Nureddin Paşa

Milletimizin, medeniyetimizin binlerce yıllık tarihini neredeyse 1919 yılından başlatan bir tarih anlayışını reddediyorum. Her kim ki zaferleriyle ve yenilgileriyle son 200 yılımızı, hatta son 600 yılımızı soyutlayıp eski Türk tarihinden Cumhuriyete atlıyorsa biliniz ki o kişi milletimizin de devletimizin de hasmıdır.”

Cumhurbaşkanı Recep Tayyip Erdoğan’ın bence yakın tarih anlayışına indirilen bir ‘darbe’ mahiyetindeki bu keskin sözleri Türkiye’nin içine girmekte olduğu yeni süreçte tarihin nasıl ele alınmayacağını da açıkça ortaya koyuyordu. Bu sözlerin hem millet önünde hem de bir zamanlar resmi tarih üzerinde tekel kurmuş olan Genelkurmay Başkanlığı kadrosu karşısında ifade edilmiş olması bir yerlere verilmiş anlamlı bir mesajdır. Bundan sonra 1919’un eksenine oturtulmuş sakat tarih anlayışının devam etmeyeceği net bir şekilde vurgulanmış oldu böylece.

Yıllardır yakın tarihimizin unutturulmuş sayfalarını ve Kutu’l-Amare zaferini yaza yaza, konuşa konuşa mesele öyle bir noktaya vardı ki, devletimiz bir asır kadar bir gecikmeyle de olsa ona sahip çıktı ve bu yıl ilk kez törenlerle kutlandı. Gelecek yıllarda onu tarih dersi kitaplarımızda okuyacağımızı ümit etmek için her türlü sebep mevcut. Nasıl mı? O kısmı sonra konuşacağız.
Geçtiğimiz Cuma akşamı Lütfi Kırdar Kongre Merkezi’ni dolduran kalabalık ve ekranları başındaki izleyiciler devletimizin tam kadro bu zafere sahip çıktığını ve milletin bu zaferini sahiplendiğini gördü. Bu resim yeterli şimdilik.

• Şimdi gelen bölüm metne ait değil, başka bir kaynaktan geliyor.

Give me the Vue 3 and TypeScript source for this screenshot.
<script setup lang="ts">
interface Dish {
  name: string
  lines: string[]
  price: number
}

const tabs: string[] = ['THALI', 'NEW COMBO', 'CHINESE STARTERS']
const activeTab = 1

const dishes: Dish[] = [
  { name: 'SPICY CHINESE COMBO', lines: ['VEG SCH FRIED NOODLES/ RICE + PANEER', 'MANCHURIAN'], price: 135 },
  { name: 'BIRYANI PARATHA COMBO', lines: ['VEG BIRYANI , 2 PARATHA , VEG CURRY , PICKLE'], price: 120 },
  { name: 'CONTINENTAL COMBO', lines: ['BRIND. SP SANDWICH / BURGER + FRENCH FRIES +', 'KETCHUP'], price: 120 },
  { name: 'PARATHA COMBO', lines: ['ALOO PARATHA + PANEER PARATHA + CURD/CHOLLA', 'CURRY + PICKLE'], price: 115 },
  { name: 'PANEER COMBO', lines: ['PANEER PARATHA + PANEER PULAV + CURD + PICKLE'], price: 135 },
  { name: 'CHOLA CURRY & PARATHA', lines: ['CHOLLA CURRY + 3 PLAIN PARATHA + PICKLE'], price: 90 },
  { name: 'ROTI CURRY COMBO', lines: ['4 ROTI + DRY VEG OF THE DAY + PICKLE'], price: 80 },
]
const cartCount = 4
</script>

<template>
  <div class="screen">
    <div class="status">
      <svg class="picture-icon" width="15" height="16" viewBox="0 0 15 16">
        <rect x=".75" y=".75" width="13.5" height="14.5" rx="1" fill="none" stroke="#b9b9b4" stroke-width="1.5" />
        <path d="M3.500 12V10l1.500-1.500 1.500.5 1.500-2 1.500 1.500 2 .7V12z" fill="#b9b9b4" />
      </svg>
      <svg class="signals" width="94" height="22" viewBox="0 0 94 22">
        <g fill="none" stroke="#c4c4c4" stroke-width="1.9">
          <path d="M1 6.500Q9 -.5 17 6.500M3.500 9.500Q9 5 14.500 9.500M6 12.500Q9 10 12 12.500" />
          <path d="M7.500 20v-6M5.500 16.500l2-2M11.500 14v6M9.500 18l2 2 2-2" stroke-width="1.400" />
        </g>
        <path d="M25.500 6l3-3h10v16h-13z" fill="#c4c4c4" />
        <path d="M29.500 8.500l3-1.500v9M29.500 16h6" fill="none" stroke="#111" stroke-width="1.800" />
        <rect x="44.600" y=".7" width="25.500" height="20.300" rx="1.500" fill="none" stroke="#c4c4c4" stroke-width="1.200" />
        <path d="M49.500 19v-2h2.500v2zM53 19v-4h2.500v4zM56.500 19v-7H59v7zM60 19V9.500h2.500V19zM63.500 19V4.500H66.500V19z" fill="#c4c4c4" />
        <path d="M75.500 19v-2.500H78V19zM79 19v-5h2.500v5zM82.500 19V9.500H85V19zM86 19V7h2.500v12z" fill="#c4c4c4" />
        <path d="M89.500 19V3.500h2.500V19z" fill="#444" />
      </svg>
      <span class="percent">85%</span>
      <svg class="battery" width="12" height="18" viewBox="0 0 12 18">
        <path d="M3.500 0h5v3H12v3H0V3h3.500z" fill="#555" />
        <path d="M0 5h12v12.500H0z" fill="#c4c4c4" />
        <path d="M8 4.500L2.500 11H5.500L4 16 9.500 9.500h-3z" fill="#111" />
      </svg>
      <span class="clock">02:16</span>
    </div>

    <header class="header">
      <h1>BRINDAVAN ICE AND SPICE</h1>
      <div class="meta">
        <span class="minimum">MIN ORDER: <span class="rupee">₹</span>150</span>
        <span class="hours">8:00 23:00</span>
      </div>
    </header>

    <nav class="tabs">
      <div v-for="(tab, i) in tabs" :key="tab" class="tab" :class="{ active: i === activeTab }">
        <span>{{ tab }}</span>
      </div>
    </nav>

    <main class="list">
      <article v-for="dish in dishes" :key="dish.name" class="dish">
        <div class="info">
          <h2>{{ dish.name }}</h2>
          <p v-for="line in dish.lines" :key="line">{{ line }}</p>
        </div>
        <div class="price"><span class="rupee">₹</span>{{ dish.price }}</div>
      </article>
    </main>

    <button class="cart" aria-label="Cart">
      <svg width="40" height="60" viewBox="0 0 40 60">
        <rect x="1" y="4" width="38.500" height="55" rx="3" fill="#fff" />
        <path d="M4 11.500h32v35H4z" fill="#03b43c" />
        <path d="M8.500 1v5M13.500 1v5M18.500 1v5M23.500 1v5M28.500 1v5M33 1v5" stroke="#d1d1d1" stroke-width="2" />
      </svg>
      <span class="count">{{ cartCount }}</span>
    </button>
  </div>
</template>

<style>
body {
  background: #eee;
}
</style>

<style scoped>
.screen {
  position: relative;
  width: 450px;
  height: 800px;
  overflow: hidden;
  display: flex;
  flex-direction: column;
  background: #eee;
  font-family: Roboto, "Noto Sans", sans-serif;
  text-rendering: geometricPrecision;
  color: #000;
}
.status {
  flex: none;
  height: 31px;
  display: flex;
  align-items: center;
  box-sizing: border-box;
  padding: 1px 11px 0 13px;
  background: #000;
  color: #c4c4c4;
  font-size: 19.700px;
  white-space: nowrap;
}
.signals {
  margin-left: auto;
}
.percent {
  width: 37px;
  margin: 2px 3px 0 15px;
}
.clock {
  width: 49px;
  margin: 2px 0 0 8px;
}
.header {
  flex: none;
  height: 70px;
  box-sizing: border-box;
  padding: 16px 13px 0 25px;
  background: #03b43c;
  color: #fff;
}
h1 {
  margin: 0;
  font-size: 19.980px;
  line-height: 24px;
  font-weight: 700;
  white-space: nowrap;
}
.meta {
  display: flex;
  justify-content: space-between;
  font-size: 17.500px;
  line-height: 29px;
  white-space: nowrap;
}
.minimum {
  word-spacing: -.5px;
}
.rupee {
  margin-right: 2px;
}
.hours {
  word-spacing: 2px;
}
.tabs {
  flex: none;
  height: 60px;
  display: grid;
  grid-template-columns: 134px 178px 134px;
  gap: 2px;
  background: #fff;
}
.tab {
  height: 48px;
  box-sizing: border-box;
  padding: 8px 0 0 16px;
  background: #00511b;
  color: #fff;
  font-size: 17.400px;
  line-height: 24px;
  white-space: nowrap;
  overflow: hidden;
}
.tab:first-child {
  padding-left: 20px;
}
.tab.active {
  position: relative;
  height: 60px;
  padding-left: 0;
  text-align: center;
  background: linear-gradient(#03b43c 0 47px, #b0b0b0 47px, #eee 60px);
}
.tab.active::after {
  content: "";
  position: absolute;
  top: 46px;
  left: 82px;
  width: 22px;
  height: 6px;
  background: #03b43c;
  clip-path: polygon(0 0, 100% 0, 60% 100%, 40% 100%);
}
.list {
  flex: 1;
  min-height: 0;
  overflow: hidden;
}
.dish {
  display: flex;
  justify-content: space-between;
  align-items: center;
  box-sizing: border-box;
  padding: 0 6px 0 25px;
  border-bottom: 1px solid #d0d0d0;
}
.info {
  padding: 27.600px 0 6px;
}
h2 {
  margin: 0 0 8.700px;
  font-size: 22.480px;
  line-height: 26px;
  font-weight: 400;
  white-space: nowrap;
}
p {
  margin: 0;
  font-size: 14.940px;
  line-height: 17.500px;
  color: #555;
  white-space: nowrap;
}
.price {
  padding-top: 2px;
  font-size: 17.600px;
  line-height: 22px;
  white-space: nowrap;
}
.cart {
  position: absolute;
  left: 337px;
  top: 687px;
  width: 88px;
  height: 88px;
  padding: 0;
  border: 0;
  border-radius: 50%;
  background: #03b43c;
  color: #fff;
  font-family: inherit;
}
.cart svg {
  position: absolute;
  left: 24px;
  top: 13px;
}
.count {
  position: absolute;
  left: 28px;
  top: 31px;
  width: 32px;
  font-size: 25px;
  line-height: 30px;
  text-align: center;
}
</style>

Cumhurbaşkanı Erdoğan benim de zaman zaman burada ve “Derin Tarih” programında örnek olarak zikrettiğim “Lise 2 Tarih” kitabındaki cümleye dikkat çekti. O cümlede Kutu’l-Amare zaferi güya şöyle anlatılıyordu(!): “Basra’ya çıkan İngilizler Kutu’l-Amare’de yenilgiye uğratıldılar.” Uğratan kim? Belli değil. Velhasıl “İngilizleri yendik” bile diyemeyen ve neredeyse zaferinden özür dileyen bir mantık var karşımızda. Bu mantığı yıkacağız inşaallah.

Sayın Erdoğan’ın “Şimdiye kadar tarihimizi İngilizlerin istediği gibi yazdık” cümlesi vuruculuğuyla mükemmeldi. Ayrıca bir de özeleştiri yaptığı dikkatlerden kaçmadı. Şimdiye kadar siyasetten ekonomiye kadar bir çok meseleyle mücadele ederken kültür ve eğitim alanında yapılması gereken değişikliklerde geciktiklerini, tarih kitaplarında gereken değişikliklerin yapılması için adım atamadıklarını ama buna ülkenin içinde bulunduğu şartların müsaade etmediğini söyledi ve tarihi ele alma yönünde bir değişimi başlatacakları müjdesini verdi.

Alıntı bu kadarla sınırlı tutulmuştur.